The following paragraph is approximately cited from Bishop's book, Pattern Recognition and
Machine Learning.
In curve fitting problem, we have training data $\mathbf x$ and $\mathbf t$, along with a new test point $x$, and our goal is to predict the value of $t$. We therefore wish to evaluate the predictive distribution $p(t|x,\mathbf x,\mathbf t)$.
Where the predictive distribution is:$$p(t|x,\mathbf x,\mathbf t)= \int p(t|x,\mathbf w)p(\mathbf w|\mathbf x, \mathbf t)d\mathbf w $$
and $\mathbf w$ is the weight vector of the polynomial.
My question is how I can prove the above relation? I know Bayes' rule and sum and product rules of probability.

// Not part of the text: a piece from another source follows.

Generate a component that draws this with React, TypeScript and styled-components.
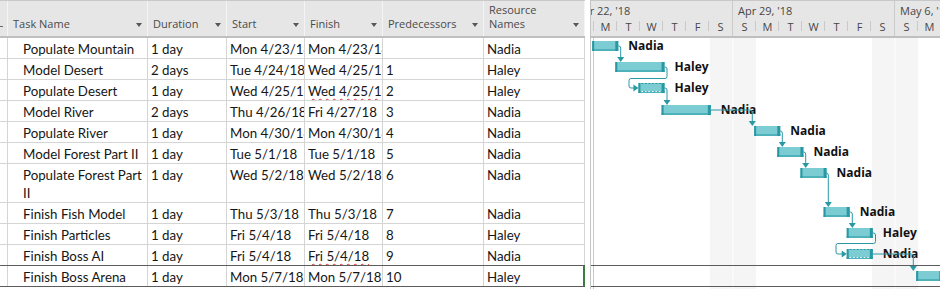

Specifically I know for example $p(a)=\int p(a,b)db=\int p(a|b)p(b)db$.
Thanks.
Putting $a=t$, $b=\mathbf w$, $c=(x,\mathbf x, \mathbf t)$ into $p(a|c)=\int p(a|b,c)p(b|c)db$ yields:
$$ p(t|x,\mathbf x,\mathbf t)=\int p(t|\mathbf w, x, \mathbf x, \mathbf t)p(\mathbf w|x,\mathbf x,\mathbf t)d\mathbf w\tag1$$
If we impose the assumption that $(x,t)$ is independent of $(\mathbf x,\mathbf t)$ given $\mathbf w$, then it follows that $$p(t|\mathbf w, x, \mathbf x, \mathbf t)=p(t|x,\mathbf w)\;.$$ It remains to explain how $p(\mathbf w|x,\mathbf x,\mathbf t)$ became $p(\mathbf w|\mathbf x,\mathbf t)$. In general this is not true without additional assumptions. We can finesse the issue in this case because we are treating $x$ as a fixed test point, i.e., we are not putting a distribution on $x$, so one can just as well omit $x$ from all the equations.
Alternatively, we can bypass the need for proof by using (1) to motivate the definition of the predictive distribution as $$ p(t|x,\mathbf x,\mathbf t):= \int p(t|x,\mathbf w)p(\mathbf w|\mathbf x, \mathbf t)d\mathbf w\;. $$
If you jump ahead in Bishop, you'll see that a similar equation (3.57) in section 3.3.2 omits $x$ from the definition of the predictive distribution: $$p(t|\mathbf t,\alpha,\beta)=\int p(t|w,\beta)p(w|\mathbf t,\alpha,\beta)\,dw$$